__Input for this task__:
━━━━━━━━

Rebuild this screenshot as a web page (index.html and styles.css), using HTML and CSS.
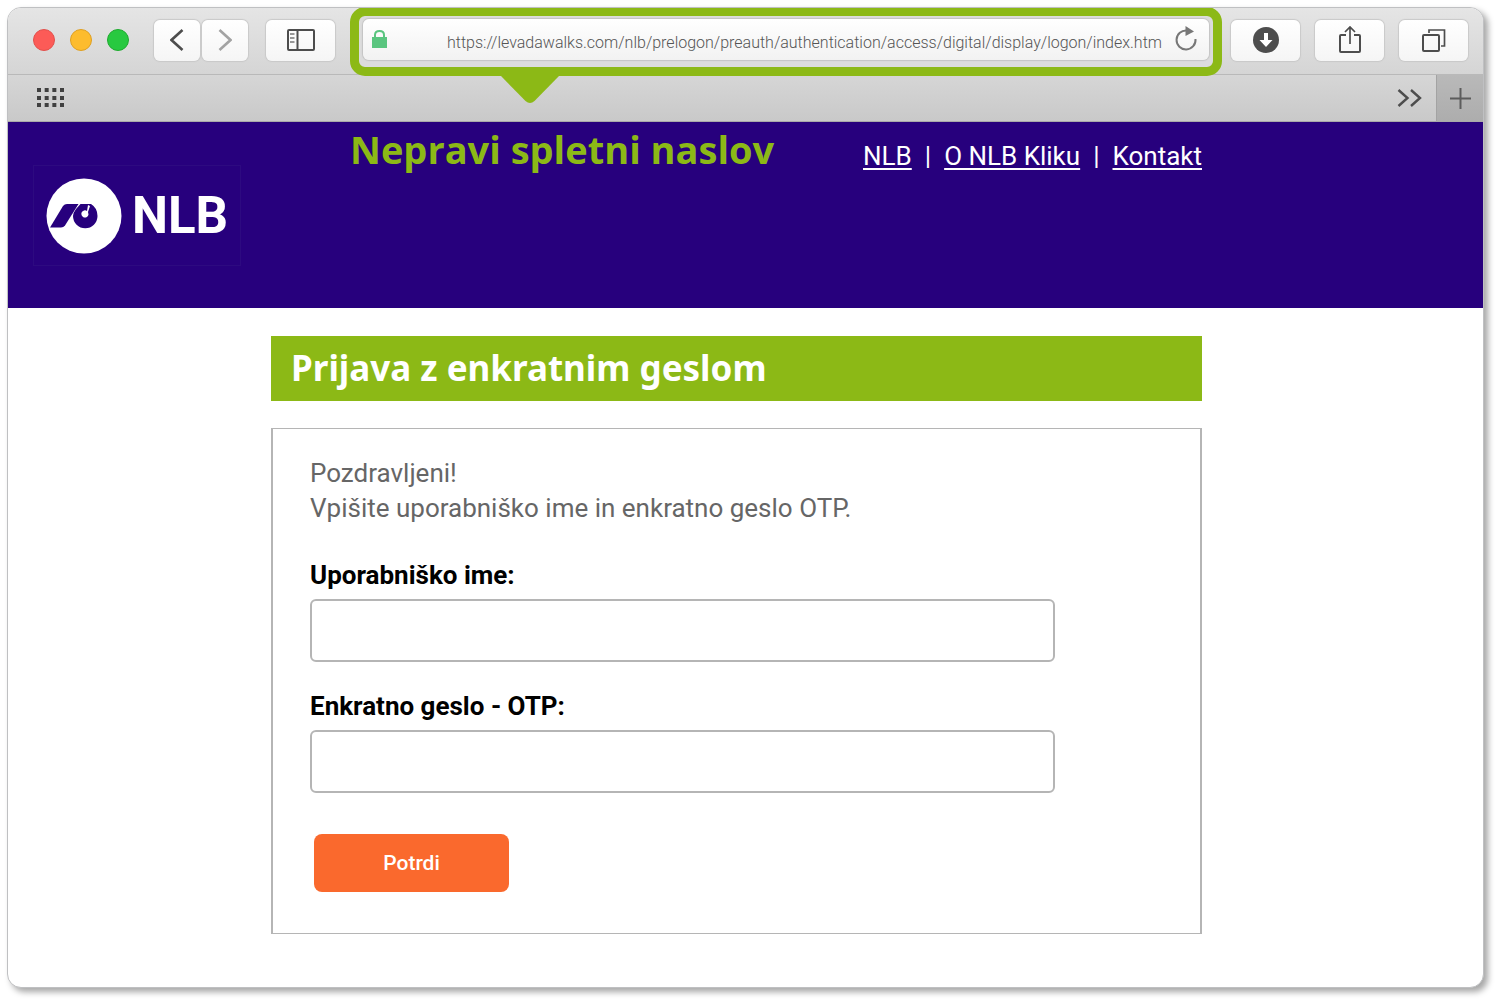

━━━━━━━━

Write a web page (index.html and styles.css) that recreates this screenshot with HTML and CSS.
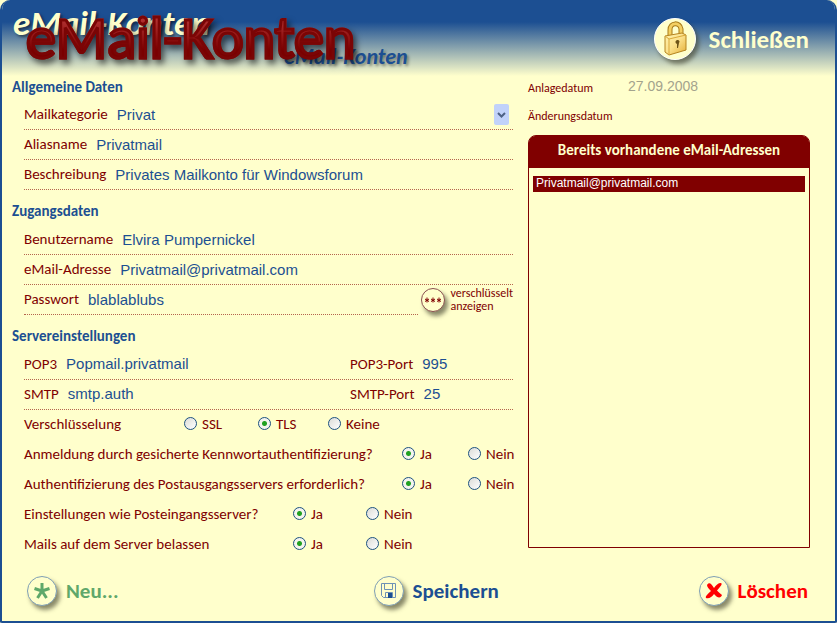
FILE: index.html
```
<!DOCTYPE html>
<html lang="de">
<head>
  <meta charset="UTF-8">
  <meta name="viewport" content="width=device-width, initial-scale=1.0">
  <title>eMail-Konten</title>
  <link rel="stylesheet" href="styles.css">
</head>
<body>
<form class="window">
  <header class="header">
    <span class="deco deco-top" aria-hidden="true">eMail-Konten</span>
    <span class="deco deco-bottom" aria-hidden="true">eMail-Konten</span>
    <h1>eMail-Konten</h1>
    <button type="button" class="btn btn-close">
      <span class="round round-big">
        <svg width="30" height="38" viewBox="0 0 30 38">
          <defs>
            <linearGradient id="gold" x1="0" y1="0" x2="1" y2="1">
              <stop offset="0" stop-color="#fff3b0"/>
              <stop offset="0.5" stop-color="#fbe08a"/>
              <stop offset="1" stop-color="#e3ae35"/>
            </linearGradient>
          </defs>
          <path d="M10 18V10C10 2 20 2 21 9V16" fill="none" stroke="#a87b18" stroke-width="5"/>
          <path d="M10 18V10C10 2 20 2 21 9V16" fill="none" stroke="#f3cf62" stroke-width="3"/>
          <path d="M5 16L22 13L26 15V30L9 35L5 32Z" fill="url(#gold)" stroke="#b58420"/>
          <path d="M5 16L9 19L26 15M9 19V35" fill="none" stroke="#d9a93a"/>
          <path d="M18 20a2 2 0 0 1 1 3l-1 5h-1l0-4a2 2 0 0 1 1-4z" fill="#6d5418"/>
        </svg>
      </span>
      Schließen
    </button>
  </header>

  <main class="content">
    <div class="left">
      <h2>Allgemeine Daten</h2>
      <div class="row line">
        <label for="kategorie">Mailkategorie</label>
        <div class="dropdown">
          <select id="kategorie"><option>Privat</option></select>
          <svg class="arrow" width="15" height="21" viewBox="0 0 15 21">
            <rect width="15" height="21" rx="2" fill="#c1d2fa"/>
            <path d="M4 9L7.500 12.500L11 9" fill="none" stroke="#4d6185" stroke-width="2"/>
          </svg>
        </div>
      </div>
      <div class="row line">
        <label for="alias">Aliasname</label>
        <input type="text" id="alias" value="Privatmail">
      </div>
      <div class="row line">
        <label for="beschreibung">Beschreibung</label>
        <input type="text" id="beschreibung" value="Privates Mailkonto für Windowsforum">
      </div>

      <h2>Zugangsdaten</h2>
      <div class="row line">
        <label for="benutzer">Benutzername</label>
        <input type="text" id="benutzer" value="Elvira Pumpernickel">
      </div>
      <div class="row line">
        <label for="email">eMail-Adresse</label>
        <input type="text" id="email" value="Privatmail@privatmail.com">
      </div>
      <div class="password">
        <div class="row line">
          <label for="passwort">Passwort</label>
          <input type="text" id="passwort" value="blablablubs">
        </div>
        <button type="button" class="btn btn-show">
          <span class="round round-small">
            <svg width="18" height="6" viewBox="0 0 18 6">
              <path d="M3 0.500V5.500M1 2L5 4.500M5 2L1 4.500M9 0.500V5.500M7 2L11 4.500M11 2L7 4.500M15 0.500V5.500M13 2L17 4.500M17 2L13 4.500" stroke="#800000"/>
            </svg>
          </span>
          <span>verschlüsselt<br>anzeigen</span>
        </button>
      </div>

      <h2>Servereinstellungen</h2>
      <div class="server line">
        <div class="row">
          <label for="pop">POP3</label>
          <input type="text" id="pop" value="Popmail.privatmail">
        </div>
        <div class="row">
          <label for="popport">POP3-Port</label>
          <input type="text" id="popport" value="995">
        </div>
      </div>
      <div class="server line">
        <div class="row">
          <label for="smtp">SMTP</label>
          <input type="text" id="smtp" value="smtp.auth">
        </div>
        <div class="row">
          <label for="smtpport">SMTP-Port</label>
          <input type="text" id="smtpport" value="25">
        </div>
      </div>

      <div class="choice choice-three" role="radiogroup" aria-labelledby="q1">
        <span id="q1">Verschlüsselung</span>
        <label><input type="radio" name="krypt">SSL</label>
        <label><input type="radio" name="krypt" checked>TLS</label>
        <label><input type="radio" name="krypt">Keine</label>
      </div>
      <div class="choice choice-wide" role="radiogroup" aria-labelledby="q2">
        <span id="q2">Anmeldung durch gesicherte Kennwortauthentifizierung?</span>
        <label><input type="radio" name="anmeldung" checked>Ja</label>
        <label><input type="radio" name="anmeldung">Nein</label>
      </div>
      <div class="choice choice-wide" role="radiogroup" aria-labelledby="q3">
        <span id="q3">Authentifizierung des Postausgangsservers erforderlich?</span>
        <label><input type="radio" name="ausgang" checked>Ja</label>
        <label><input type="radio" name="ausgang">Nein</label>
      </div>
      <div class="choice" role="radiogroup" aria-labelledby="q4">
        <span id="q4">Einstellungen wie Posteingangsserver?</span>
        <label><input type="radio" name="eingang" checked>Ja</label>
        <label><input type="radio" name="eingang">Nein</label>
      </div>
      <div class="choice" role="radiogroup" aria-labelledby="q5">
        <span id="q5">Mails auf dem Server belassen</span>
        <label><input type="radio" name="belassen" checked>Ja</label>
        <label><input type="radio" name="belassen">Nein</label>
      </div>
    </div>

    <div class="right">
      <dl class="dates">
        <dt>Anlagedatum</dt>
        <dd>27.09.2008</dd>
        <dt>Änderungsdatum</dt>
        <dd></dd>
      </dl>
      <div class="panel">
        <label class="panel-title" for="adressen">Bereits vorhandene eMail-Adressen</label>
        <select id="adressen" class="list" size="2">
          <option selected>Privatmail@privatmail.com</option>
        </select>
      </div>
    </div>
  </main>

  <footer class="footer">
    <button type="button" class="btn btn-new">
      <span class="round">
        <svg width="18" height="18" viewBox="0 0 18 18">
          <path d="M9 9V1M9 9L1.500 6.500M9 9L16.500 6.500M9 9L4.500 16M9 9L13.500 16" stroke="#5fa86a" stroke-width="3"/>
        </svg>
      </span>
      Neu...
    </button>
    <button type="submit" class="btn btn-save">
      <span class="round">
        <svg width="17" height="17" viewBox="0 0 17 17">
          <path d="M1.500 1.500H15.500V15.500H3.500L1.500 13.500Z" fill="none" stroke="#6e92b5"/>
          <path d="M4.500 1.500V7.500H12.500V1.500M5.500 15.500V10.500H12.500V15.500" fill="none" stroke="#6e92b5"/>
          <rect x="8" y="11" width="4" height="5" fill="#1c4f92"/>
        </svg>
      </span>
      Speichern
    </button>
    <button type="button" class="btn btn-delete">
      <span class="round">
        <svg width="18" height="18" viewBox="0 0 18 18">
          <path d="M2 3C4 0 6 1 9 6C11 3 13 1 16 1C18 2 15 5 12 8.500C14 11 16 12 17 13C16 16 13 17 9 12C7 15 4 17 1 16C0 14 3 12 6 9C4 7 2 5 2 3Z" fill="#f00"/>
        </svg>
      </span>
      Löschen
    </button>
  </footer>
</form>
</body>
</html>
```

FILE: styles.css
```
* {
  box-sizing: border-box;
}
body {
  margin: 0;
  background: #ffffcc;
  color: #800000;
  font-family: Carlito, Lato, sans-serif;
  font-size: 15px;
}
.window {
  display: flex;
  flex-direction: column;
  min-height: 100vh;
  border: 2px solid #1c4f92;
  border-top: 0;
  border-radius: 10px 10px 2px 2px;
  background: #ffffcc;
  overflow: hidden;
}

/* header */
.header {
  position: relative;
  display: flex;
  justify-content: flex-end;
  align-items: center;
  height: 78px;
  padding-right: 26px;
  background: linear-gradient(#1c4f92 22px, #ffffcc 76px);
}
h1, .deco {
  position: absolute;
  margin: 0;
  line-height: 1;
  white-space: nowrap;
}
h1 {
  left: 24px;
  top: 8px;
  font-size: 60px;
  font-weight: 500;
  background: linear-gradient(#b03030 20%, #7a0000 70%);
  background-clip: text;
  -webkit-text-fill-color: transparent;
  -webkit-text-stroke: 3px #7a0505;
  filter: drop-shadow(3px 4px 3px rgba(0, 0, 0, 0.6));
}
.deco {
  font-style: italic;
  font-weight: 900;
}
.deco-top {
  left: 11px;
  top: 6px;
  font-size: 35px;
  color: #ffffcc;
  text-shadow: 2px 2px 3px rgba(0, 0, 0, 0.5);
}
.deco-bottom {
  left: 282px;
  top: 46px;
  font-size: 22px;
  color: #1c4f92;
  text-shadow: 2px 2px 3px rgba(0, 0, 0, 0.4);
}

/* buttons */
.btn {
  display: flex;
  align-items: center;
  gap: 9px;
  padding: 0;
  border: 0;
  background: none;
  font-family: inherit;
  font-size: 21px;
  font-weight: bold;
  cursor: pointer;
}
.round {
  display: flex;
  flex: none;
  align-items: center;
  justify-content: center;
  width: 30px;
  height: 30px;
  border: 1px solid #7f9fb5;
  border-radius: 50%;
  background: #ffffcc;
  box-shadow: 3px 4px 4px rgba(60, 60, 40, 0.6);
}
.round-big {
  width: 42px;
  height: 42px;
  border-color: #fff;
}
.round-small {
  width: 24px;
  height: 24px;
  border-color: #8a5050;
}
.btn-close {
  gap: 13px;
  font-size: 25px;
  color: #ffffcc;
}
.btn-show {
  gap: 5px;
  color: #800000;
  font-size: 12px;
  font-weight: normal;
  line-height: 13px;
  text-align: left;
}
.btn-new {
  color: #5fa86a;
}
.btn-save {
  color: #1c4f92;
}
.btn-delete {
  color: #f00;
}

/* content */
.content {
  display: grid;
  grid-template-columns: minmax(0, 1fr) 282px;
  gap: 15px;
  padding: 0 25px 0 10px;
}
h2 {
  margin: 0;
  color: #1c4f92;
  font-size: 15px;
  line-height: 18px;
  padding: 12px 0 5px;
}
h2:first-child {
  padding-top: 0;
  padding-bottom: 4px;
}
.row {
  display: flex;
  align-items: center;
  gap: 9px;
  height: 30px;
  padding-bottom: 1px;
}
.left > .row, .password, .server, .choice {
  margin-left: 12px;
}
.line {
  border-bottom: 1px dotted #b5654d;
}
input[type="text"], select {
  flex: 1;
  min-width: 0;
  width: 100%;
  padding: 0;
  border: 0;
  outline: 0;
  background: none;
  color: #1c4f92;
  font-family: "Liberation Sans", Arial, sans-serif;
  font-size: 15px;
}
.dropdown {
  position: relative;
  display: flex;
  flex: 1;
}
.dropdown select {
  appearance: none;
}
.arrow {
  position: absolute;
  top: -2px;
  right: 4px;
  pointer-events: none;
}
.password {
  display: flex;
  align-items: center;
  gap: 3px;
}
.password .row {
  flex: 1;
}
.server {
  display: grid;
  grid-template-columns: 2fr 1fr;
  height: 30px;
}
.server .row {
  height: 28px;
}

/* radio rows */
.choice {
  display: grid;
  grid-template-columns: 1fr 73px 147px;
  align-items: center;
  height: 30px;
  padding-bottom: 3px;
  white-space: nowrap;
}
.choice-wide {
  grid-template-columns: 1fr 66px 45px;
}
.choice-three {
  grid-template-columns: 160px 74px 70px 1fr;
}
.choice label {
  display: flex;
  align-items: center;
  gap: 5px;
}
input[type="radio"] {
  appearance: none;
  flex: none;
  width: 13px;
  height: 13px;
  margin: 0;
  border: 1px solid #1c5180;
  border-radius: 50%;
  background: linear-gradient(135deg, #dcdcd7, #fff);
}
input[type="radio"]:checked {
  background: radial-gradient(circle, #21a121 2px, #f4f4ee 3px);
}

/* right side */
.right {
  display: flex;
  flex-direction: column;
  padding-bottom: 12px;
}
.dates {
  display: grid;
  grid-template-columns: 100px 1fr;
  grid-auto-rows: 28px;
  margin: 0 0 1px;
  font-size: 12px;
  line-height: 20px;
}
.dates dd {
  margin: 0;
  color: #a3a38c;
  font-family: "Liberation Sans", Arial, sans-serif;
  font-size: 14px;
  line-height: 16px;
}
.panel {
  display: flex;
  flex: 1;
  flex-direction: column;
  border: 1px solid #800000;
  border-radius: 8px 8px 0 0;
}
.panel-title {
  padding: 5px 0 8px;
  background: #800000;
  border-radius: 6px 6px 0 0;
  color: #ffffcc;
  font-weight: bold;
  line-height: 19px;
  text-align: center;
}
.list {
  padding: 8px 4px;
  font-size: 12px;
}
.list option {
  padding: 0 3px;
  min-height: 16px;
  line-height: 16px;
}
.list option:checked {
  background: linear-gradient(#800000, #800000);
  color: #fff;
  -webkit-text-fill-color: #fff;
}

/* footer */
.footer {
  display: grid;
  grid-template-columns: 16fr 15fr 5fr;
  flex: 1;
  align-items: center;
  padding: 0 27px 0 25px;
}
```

━━━━━━━━

__To be done__: Using the listing, copy every line where the word "page" shows up.

__Written response__:
Rebuild this screenshot as a web page (index.html and styles.css), using HTML and CSS.
Write a web page (index.html and styles.css) that recreates this screenshot with HTML and CSS.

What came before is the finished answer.